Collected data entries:
+++++
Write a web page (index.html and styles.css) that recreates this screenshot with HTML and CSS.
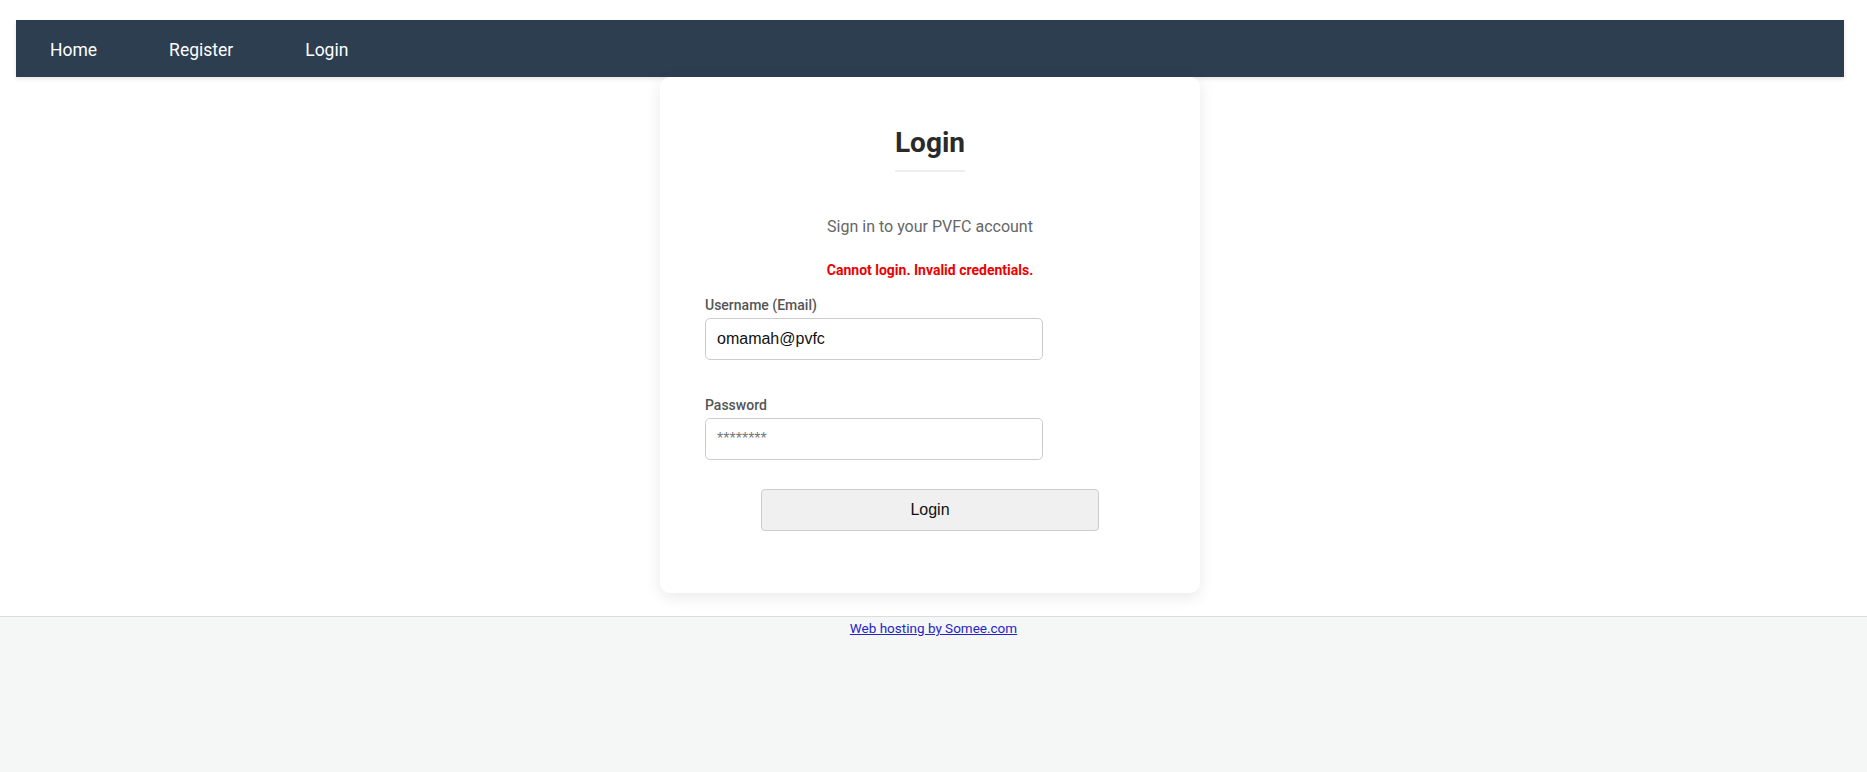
FILE: index.html
```html
<!DOCTYPE html>
<html lang="en">
<head>
  <meta charset="UTF-8">
  <meta name="viewport" content="width=device-width, initial-scale=1.0">
  <title>Login - PVFC</title>
  <link rel="stylesheet" href="styles.css">
</head>
<body>

  <div class="page">
    <nav class="navbar">
      <a href="#">Home</a>
      <a href="#">Register</a>
      <a href="#">Login</a>
    </nav>

    <div class="card">
      <h2>Login</h2>
      <p class="subtitle">Sign in to your PVFC account</p>
      <p class="error">Cannot login. Invalid credentials.</p>

      <form class="login-form">
        <label for="username">Username (Email)</label>
        <input type="text" id="username" value="omamah@pvfc">

        <label for="password" class="second">Password</label>
        <input type="password" id="password" placeholder="********">

        <button type="button">Login</button>
      </form>
    </div>
  </div>

  <footer class="footer">
    <a href="#">Web hosting by Somee.com</a>
  </footer>

</body>
</html>
```

FILE: styles.css
```css
html, body {
  margin: 0;
  padding: 0;
}
body {
  font-family: Roboto, "Open Sans", sans-serif;
  background-color: #fff;
  color: #333;
  min-height: 100vh;
  display: flex;
  flex-direction: column;
}
.page {
  margin: 20px 23px 0 16px;
}
.navbar {
  background-color: #2c3e50;
  height: 57px;
  display: flex;
  align-items: center;
  gap: 72px;
  padding-left: 34px;
  box-shadow: 0 2px 4px rgba(0, 0, 0, 0.1);
}
.navbar a {
  color: #fff;
  text-decoration: none;
  font-size: 17.5px;
  line-height: 22px;
  padding-top: 3px;
}
.card {
  width: 540px;
  box-sizing: border-box;
  margin: 0 auto 23px;
  background: #fff;
  border-radius: 10px;
  box-shadow: 0 4px 16px rgba(0, 0, 0, 0.09);
  padding: 49px 45px 62px;
  text-align: center;
}
.card h2 {
  display: inline-block;
  margin: 0;
  font-size: 28px;
  line-height: 34px;
  font-weight: 700;
  color: #2a2a2a;
  padding-bottom: 10px;
  border-bottom: 2px solid #eee;
}
.subtitle {
  margin: 45px 0 0;
  font-size: 16px;
  line-height: 20px;
  color: #666;
}
.error {
  margin: 24px 0 0;
  font-size: 14px;
  line-height: 18px;
  font-weight: 700;
  color: #e00;
}
.login-form {
  text-align: left;
  margin-top: 17px;
}
.login-form label {
  display: block;
  font-size: 14px;
  line-height: 18px;
  font-weight: 500;
  color: #555;
  margin-bottom: 4px;
}
.login-form label.second {
  margin-top: 36px;
}
.login-form input {
  display: block;
  width: 75%;
  height: 42px;
  box-sizing: border-box;
  border: 1px solid #ccc;
  border-radius: 5px;
  padding: 0 11px;
  font-family: "Liberation Sans", Arial, sans-serif;
  font-size: 16px;
  color: #111;
  background: #fff;
}
.login-form input::placeholder {
  color: #777;
}
.login-form button {
  display: block;
  width: 75%;
  height: 42px;
  margin: 29px auto 0;
  background: #f0f0f0;
  border: 1px solid #ccc;
  border-radius: 4px;
  font-family: "Liberation Sans", Arial, sans-serif;
  font-size: 16px;
  color: #111;
  cursor: pointer;
}
.footer {
  flex: 1;
  background-color: #f5f6f6;
  border-top: 1px solid #ddd;
  text-align: center;
  padding-top: 1px;
}
.footer a {
  font-size: 13.5px;
  line-height: 18px;
  color: #2424c8;
}
```
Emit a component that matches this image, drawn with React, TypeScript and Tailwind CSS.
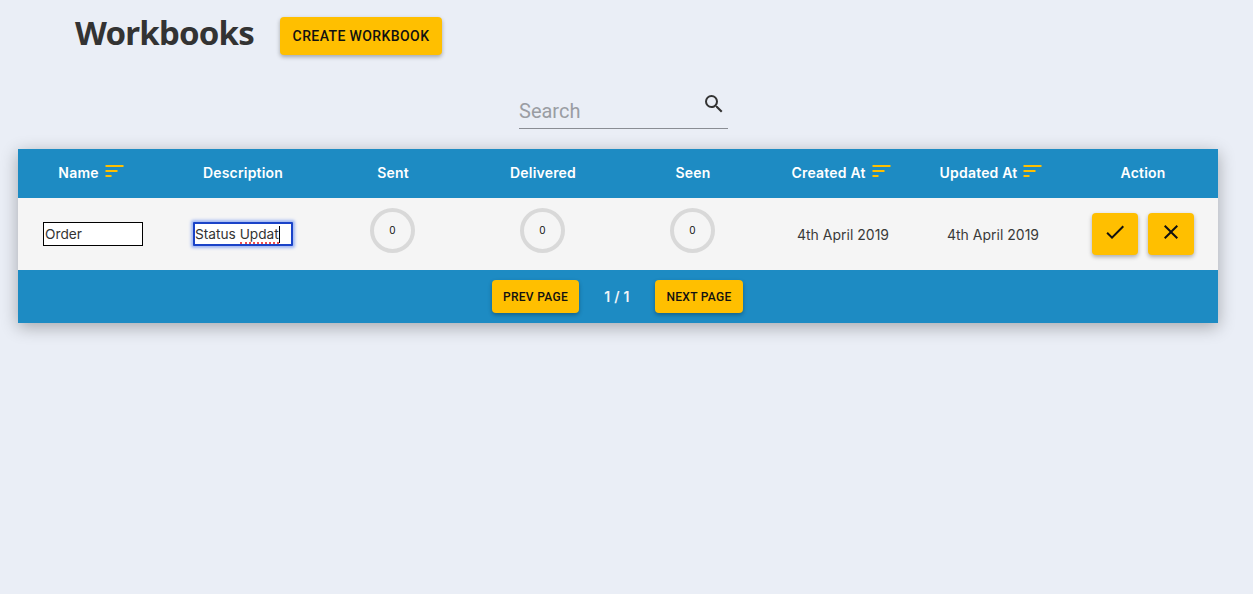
+++++
> What you should do:
Using the material above, set down every line exactly, but skip the pictures.

> Solution to the exercise:
Write a web page (index.html and styles.css) that recreates this screenshot with HTML and CSS.
FILE: index.html
```html
<!DOCTYPE html>
<html lang="en">
<head>
  <meta charset="UTF-8">
  <meta name="viewport" content="width=device-width, initial-scale=1.0">
  <title>Login - PVFC</title>
  <link rel="stylesheet" href="styles.css">
</head>
<body>

  <div class="page">
    <nav class="navbar">
      <a href="#">Home</a>
      <a href="#">Register</a>
      <a href="#">Login</a>
    </nav>

    <div class="card">
      <h2>Login</h2>
      <p class="subtitle">Sign in to your PVFC account</p>
      <p class="error">Cannot login. Invalid credentials.</p>

      <form class="login-form">
        <label for="username">Username (Email)</label>
        <input type="text" id="username" value="omamah@pvfc">

        <label for="password" class="second">Password</label>
        <input type="password" id="password" placeholder="********">

        <button type="button">Login</button>
      </form>
    </div>
  </div>

  <footer class="footer">
    <a href="#">Web hosting by Somee.com</a>
  </footer>

</body>
</html>
```

FILE: styles.css
```css
html, body {
  margin: 0;
  padding: 0;
}
body {
  font-family: Roboto, "Open Sans", sans-serif;
  background-color: #fff;
  color: #333;
  min-height: 100vh;
  display: flex;
  flex-direction: column;
}
.page {
  margin: 20px 23px 0 16px;
}
.navbar {
  background-color: #2c3e50;
  height: 57px;
  display: flex;
  align-items: center;
  gap: 72px;
  padding-left: 34px;
  box-shadow: 0 2px 4px rgba(0, 0, 0, 0.1);
}
.navbar a {
  color: #fff;
  text-decoration: none;
  font-size: 17.5px;
  line-height: 22px;
  padding-top: 3px;
}
.card {
  width: 540px;
  box-sizing: border-box;
  margin: 0 auto 23px;
  background: #fff;
  border-radius: 10px;
  box-shadow: 0 4px 16px rgba(0, 0, 0, 0.09);
  padding: 49px 45px 62px;
  text-align: center;
}
.card h2 {
  display: inline-block;
  margin: 0;
  font-size: 28px;
  line-height: 34px;
  font-weight: 700;
  color: #2a2a2a;
  padding-bottom: 10px;
  border-bottom: 2px solid #eee;
}
.subtitle {
  margin: 45px 0 0;
  font-size: 16px;
  line-height: 20px;
  color: #666;
}
.error {
  margin: 24px 0 0;
  font-size: 14px;
  line-height: 18px;
  font-weight: 700;
  color: #e00;
}
.login-form {
  text-align: left;
  margin-top: 17px;
}
.login-form label {
  display: block;
  font-size: 14px;
  line-height: 18px;
  font-weight: 500;
  color: #555;
  margin-bottom: 4px;
}
.login-form label.second {
  margin-top: 36px;
}
.login-form input {
  display: block;
  width: 75%;
  height: 42px;
  box-sizing: border-box;
  border: 1px solid #ccc;
  border-radius: 5px;
  padding: 0 11px;
  font-family: "Liberation Sans", Arial, sans-serif;
  font-size: 16px;
  color: #111;
  background: #fff;
}
.login-form input::placeholder {
  color: #777;
}
.login-form button {
  display: block;
  width: 75%;
  height: 42px;
  margin: 29px auto 0;
  background: #f0f0f0;
  border: 1px solid #ccc;
  border-radius: 4px;
  font-family: "Liberation Sans", Arial, sans-serif;
  font-size: 16px;
  color: #111;
  cursor: pointer;
}
.footer {
  flex: 1;
  background-color: #f5f6f6;
  border-top: 1px solid #ddd;
  text-align: center;
  padding-top: 1px;
}
.footer a {
  font-size: 13.5px;
  line-height: 18px;
  color: #2424c8;
}
```
Emit a component that matches this image, drawn with React, TypeScript and Tailwind CSS.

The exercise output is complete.